[TASK TO COMPLETE] Without the pictures, can you quote each line below exactly?

[EXTRACTED ENTRIES]
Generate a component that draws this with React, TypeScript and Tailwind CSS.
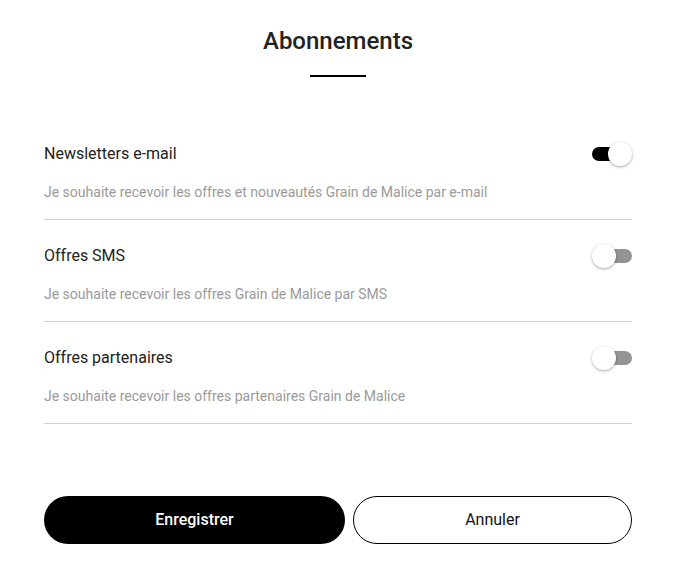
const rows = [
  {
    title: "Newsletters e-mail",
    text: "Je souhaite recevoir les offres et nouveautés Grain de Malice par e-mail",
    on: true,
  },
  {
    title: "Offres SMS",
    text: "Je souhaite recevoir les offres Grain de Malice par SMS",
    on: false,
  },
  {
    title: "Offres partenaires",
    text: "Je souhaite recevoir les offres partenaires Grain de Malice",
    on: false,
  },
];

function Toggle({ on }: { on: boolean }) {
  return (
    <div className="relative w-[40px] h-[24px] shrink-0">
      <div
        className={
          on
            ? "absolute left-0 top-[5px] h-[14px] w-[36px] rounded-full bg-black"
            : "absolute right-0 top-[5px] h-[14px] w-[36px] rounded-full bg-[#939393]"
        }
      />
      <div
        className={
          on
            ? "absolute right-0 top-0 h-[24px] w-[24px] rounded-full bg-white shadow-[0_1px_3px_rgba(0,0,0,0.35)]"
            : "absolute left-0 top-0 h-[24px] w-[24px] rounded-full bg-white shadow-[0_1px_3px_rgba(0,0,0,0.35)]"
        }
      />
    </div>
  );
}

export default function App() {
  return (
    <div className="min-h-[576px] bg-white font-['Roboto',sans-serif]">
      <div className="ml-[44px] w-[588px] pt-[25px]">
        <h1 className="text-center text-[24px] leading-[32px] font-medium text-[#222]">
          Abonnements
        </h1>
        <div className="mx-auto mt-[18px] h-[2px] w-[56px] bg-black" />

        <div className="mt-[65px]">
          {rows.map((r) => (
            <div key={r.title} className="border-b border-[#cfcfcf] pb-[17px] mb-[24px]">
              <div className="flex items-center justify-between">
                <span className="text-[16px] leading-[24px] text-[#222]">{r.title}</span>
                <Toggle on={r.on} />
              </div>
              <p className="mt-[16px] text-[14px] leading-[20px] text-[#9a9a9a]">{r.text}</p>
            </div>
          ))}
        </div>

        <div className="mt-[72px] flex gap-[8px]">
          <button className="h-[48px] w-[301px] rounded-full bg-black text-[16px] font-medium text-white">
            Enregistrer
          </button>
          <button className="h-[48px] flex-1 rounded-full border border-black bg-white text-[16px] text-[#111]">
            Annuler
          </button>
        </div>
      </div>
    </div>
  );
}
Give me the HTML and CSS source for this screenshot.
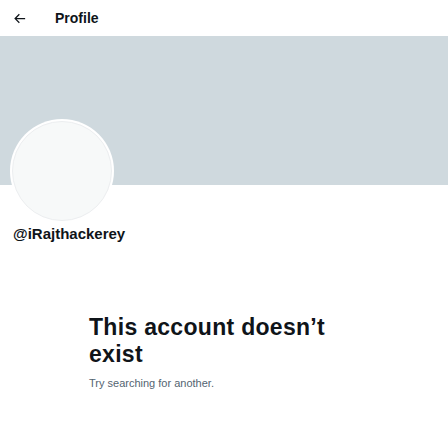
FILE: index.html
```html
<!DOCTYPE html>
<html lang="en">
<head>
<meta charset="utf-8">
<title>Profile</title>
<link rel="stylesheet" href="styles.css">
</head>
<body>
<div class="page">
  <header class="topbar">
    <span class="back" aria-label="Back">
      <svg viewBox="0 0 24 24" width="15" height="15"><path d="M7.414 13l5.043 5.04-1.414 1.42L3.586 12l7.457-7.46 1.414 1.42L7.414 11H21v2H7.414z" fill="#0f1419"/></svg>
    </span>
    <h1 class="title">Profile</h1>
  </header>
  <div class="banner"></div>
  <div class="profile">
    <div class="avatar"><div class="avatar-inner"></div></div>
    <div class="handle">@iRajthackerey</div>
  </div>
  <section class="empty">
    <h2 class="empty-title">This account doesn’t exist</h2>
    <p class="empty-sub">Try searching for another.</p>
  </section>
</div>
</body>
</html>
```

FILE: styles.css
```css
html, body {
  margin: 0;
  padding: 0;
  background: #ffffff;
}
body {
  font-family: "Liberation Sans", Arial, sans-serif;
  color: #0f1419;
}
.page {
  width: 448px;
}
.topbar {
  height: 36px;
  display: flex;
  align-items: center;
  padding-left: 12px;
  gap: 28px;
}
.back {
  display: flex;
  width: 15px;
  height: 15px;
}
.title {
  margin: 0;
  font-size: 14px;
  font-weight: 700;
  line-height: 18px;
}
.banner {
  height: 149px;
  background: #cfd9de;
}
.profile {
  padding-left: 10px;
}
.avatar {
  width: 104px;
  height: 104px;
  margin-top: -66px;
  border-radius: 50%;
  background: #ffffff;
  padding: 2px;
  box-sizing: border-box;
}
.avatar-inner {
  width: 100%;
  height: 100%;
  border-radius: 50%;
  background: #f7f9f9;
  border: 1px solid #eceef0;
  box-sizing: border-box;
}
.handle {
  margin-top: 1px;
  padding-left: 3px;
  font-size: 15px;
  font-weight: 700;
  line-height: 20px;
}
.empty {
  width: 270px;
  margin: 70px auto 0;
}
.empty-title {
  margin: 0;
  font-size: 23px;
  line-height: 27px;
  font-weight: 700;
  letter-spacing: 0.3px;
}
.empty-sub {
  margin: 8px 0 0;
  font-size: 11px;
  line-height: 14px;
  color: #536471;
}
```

[RESULT OF THIS TASK]
Generate a component that draws this with React, TypeScript and Tailwind CSS.
const rows = [
  {
    title: "Newsletters e-mail",
    text: "Je souhaite recevoir les offres et nouveautés Grain de Malice par e-mail",
    on: true,
  },
  {
    title: "Offres SMS",
    text: "Je souhaite recevoir les offres Grain de Malice par SMS",
    on: false,
  },
  {
    title: "Offres partenaires",
    text: "Je souhaite recevoir les offres partenaires Grain de Malice",
    on: false,
  },
];

function Toggle({ on }: { on: boolean }) {
  return (
    <div className="relative w-[40px] h-[24px] shrink-0">
      <div
        className={
          on
            ? "absolute left-0 top-[5px] h-[14px] w-[36px] rounded-full bg-black"
            : "absolute right-0 top-[5px] h-[14px] w-[36px] rounded-full bg-[#939393]"
        }
      />
      <div
        className={
          on
            ? "absolute right-0 top-0 h-[24px] w-[24px] rounded-full bg-white shadow-[0_1px_3px_rgba(0,0,0,0.35)]"
            : "absolute left-0 top-0 h-[24px] w-[24px] rounded-full bg-white shadow-[0_1px_3px_rgba(0,0,0,0.35)]"
        }
      />
    </div>
  );
}

export default function App() {
  return (
    <div className="min-h-[576px] bg-white font-['Roboto',sans-serif]">
      <div className="ml-[44px] w-[588px] pt-[25px]">
        <h1 className="text-center text-[24px] leading-[32px] font-medium text-[#222]">
          Abonnements
        </h1>
        <div className="mx-auto mt-[18px] h-[2px] w-[56px] bg-black" />

        <div className="mt-[65px]">
          {rows.map((r) => (
            <div key={r.title} className="border-b border-[#cfcfcf] pb-[17px] mb-[24px]">
              <div className="flex items-center justify-between">
                <span className="text-[16px] leading-[24px] text-[#222]">{r.title}</span>
                <Toggle on={r.on} />
              </div>
              <p className="mt-[16px] text-[14px] leading-[20px] text-[#9a9a9a]">{r.text}</p>
            </div>
          ))}
        </div>

        <div className="mt-[72px] flex gap-[8px]">
          <button className="h-[48px] w-[301px] rounded-full bg-black text-[16px] font-medium text-white">
            Enregistrer
          </button>
          <button className="h-[48px] flex-1 rounded-full border border-black bg-white text-[16px] text-[#111]">
            Annuler
          </button>
        </div>
      </div>
    </div>
  );
}
Give me the HTML and CSS source for this screenshot.
FILE: index.html
```html
<!DOCTYPE html>
<html lang="en">
<head>
<meta charset="utf-8">
<title>Profile</title>
<link rel="stylesheet" href="styles.css">
</head>
<body>
<div class="page">
  <header class="topbar">
    <span class="back" aria-label="Back">
      <svg viewBox="0 0 24 24" width="15" height="15"><path d="M7.414 13l5.043 5.04-1.414 1.42L3.586 12l7.457-7.46 1.414 1.42L7.414 11H21v2H7.414z" fill="#0f1419"/></svg>
    </span>
    <h1 class="title">Profile</h1>
  </header>
  <div class="banner"></div>
  <div class="profile">
    <div class="avatar"><div class="avatar-inner"></div></div>
    <div class="handle">@iRajthackerey</div>
  </div>
  <section class="empty">
    <h2 class="empty-title">This account doesn’t exist</h2>
    <p class="empty-sub">Try searching for another.</p>
  </section>
</div>
</body>
</html>
```

FILE: styles.css
```css
html, body {
  margin: 0;
  padding: 0;
  background: #ffffff;
}
body {
  font-family: "Liberation Sans", Arial, sans-serif;
  color: #0f1419;
}
.page {
  width: 448px;
}
.topbar {
  height: 36px;
  display: flex;
  align-items: center;
  padding-left: 12px;
  gap: 28px;
}
.back {
  display: flex;
  width: 15px;
  height: 15px;
}
.title {
  margin: 0;
  font-size: 14px;
  font-weight: 700;
  line-height: 18px;
}
.banner {
  height: 149px;
  background: #cfd9de;
}
.profile {
  padding-left: 10px;
}
.avatar {
  width: 104px;
  height: 104px;
  margin-top: -66px;
  border-radius: 50%;
  background: #ffffff;
  padding: 2px;
  box-sizing: border-box;
}
.avatar-inner {
  width: 100%;
  height: 100%;
  border-radius: 50%;
  background: #f7f9f9;
  border: 1px solid #eceef0;
  box-sizing: border-box;
}
.handle {
  margin-top: 1px;
  padding-left: 3px;
  font-size: 15px;
  font-weight: 700;
  line-height: 20px;
}
.empty {
  width: 270px;
  margin: 70px auto 0;
}
.empty-title {
  margin: 0;
  font-size: 23px;
  line-height: 27px;
  font-weight: 700;
  letter-spacing: 0.3px;
}
.empty-sub {
  margin: 8px 0 0;
  font-size: 11px;
  line-height: 14px;
  color: #536471;
}
```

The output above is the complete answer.